For manufacturers, deployment decisions affect more than IT budgets. They influence production continuity, MRP performance, plant-level reporting, quality traceability, maintenance workflows, and the speed of future process changes. Cloud ERP typically shifts spending toward recurring operating expense and standardized delivery. Hybrid ERP often preserves selected on-premise capabilities while extending cloud services for finance, analytics, planning, or collaboration. The right choice depends on operational constraints, not just vendor packaging.
This comparison focuses on buyer-intent evaluation criteria: pricing structure, implementation complexity, scalability, migration considerations, integration requirements, customization tradeoffs, AI and automation readiness, and executive decision guidance for manufacturing environments.

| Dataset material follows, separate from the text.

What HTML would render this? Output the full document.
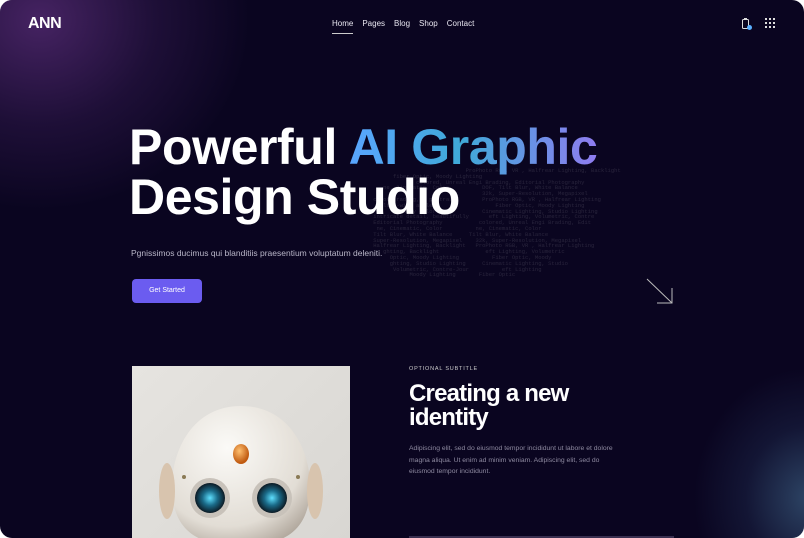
<!DOCTYPE html>
<html><head><meta charset="utf-8"><style>
*{margin:0;padding:0;box-sizing:border-box}
html,body{width:804px;height:538px;background:#fff;overflow:hidden;font-family:"Liberation Sans",sans-serif}
.w{position:absolute;inset:0;border-radius:12px;overflow:hidden;background:#0a0520}
.g1{position:absolute;left:-170px;top:-170px;width:420px;height:380px;background:radial-gradient(closest-side,rgba(80,40,110,.85),rgba(60,30,90,.4) 55%,rgba(10,5,32,0));}
.g2{position:absolute;right:-120px;bottom:-90px;width:230px;height:260px;background:radial-gradient(closest-side,rgba(60,95,130,.7),rgba(40,60,100,.3) 55%,rgba(10,5,32,0));}
.logo{position:absolute;left:28px;top:15px;color:#fff;font-weight:700;font-size:16px;letter-spacing:-.5px}
.nav{position:absolute;left:332px;top:19px;color:#e8e6f0;font-size:8px;display:flex;gap:9px}
.nav span:first-child{border-bottom:1px solid #ccc;padding-bottom:5px}
h1{position:absolute;left:129px;top:122px;color:#fff;font-size:50px;font-weight:700;letter-spacing:-.4px;line-height:50px}
.grad{background:linear-gradient(90deg,#5aa6ff,#3fa9d8 45%,#8f7cf0);-webkit-background-clip:text;background-clip:text;color:transparent}
.sub{position:absolute;left:131px;top:248px;color:#b9b6c8;font-size:8.5px}
.btn{position:absolute;left:132px;top:279px;width:70px;height:24px;background:#6b5cf0;border-radius:4px;color:#fff;font-size:7px;text-align:center;line-height:24px}
.code{position:absolute;left:360px;top:168px;font-family:"Liberation Mono",monospace;font-size:5.5px;line-height:5.8px;color:rgba(255,255,255,.12);white-space:pre}
.img{position:absolute;left:132px;top:366px;width:218px;height:180px;background:linear-gradient(135deg,#e6e4e0,#d8d6d2)}
.os{position:absolute;left:409px;top:366px;color:#ccc;font-size:5.5px;letter-spacing:.8px}
h2{position:absolute;left:409px;top:382px;color:#fff;font-size:24px;font-weight:700;letter-spacing:-.8px;line-height:24px}
.p{position:absolute;left:409px;top:443px;color:#8e8aa0;font-size:6.8px;line-height:11.7px;width:215px}
.line{position:absolute;left:409px;top:536px;width:265px;height:2px;background:#3a3050}
</style></head><body><div class="w">
<div class="g1"></div><div class="g2"></div>
<div class="logo">ANN</div>
<div class="nav"><span>Home</span><span>Pages</span><span>Blog</span><span>Shop</span><span>Contact</span></div>
<svg style="position:absolute;left:741px;top:17px" width="14" height="14"><rect x="1.5" y="2.5" width="6" height="9" rx="1" fill="none" stroke="#ddd"/><rect x="3" y="1" width="3" height="2" fill="#ddd"/><circle cx="8.5" cy="10.5" r="2.5" fill="#5ab0ff"/></svg>
<svg style="position:absolute;left:765px;top:18px" width="10" height="10" fill="#ddd"><rect x="0" y="0" width="2" height="2"/><rect x="4" y="0" width="2" height="2"/><rect x="8" y="0" width="2" height="2"/><rect x="0" y="4" width="2" height="2"/><rect x="4" y="4" width="2" height="2"/><rect x="8" y="4" width="2" height="2"/><rect x="0" y="8" width="2" height="2"/><rect x="4" y="8" width="2" height="2"/><rect x="8" y="8" width="2" height="2"/></svg>
<div class="code">                                ProPhoto RGB, VR , Halfrear Lighting, Backlight
          fiber Optic, Moody Lighting
                 colored, Unreal Engi Brading, Editorial Photography
       ne, Cinematic, Color          DOF, Tilt Blur, White Balance
                                     32k, Super-Resolution, Megapixel
    color grading,   portrait        ProPhoto RGB, VR , Halfrear Lighting
      ultra-wide angle                   Fiber Optic, Moody Lighting
          eded by color              Cinematic Lighting, Studio Lighting
    intricate detail, beautifully      eft Lighting, Volumetric, Contre
    Editorial Photography           colored, Unreal Engi Brading, Edit
     ne, Cinematic, Color          ne, Cinematic, Color
    Tilt Blur, White Balance     Tilt Blur, White Balance
    Super-Resolution, Megapixel    32k, Super-Resolution, Megapixel
    Halfrear Lighting, Backlight   ProPhoto RGB, VR , Halfrear Lighting
       ghting, Backlight              eft Lighting, Volumetric
         Optic, Moody Lighting          Fiber Optic, Moody
         ghting, Studio Lighting     Cinematic Lighting, Studio
          Volumetric, Contre-Jour          eft Lighting
               Moody Lighting       Fiber Optic</div>
<h1>Powerful <span class="grad">AI Graphic</span><br>Design Studio</h1>
<div class="sub">Pgnissimos ducimus qui blanditiis praesentium voluptatum deleniti.</div>
<div class="btn">Get Started</div>
<svg style="position:absolute;left:646px;top:278px" width="28" height="27" fill="none" stroke="#bbb" stroke-width="1"><path d="M1 1L26 25M26 10V25H11"/></svg>
<div class="img"><svg width="218" height="180" viewBox="0 0 218 180">
<defs><radialGradient id="h" cx=".4" cy=".3" r=".8"><stop offset="0" stop-color="#fbfaf7"/><stop offset=".7" stop-color="#e2ddd5"/><stop offset="1" stop-color="#a99f94"/></radialGradient>
<radialGradient id="e" cx=".5" cy=".5" r=".5"><stop offset="0" stop-color="#5fe0ff"/><stop offset=".5" stop-color="#1a6a88"/><stop offset="1" stop-color="#0c1a24"/></radialGradient>
<radialGradient id="o" cx=".4" cy=".35" r=".6"><stop offset="0" stop-color="#ffc070"/><stop offset="1" stop-color="#c05a10"/></radialGradient></defs>
<path d="M109 40C60 40 40 85 40 120C40 160 60 180 109 180C158 180 178 160 178 120C178 85 158 40 109 40Z" fill="url(#h)"/>
<ellipse cx="35" cy="125" rx="8" ry="28" fill="#d8c4ae"/><ellipse cx="183" cy="125" rx="8" ry="28" fill="#d8c4ae"/>
<ellipse cx="109" cy="88" rx="8" ry="10" fill="url(#o)"/>
<circle cx="78" cy="132" r="20" fill="#c8c2ba"/><circle cx="78" cy="132" r="15" fill="url(#e)"/>
<circle cx="140" cy="132" r="20" fill="#c8c2ba"/><circle cx="140" cy="132" r="15" fill="url(#e)"/>
<circle cx="52" cy="111" r="2" fill="#8a7a55"/><circle cx="166" cy="111" r="2" fill="#8a7a55"/>
</svg></div>
<div class="os">OPTIONAL SUBTITLE</div>
<h2>Creating a new<br>identity</h2>
<div class="p">Adipiscing elit, sed do eiusmod tempor incididunt ut labore et dolore magna aliqua. Ut enim ad minim veniam. Adipiscing elit, sed do eiusmod tempor incididunt.</div>
<div class="line"></div>
</div></body></html>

What Cloud and Hybrid Mean in Manufacturing ERP
Cloud manufacturing ERP generally refers to a vendor-managed SaaS platform where core ERP functions run in the provider's environment and are updated on a scheduled release cycle. Customers pay subscription fees, usually based on users, modules, transaction volume, or plant scope. Infrastructure management is largely externalized, and standardization is typically higher.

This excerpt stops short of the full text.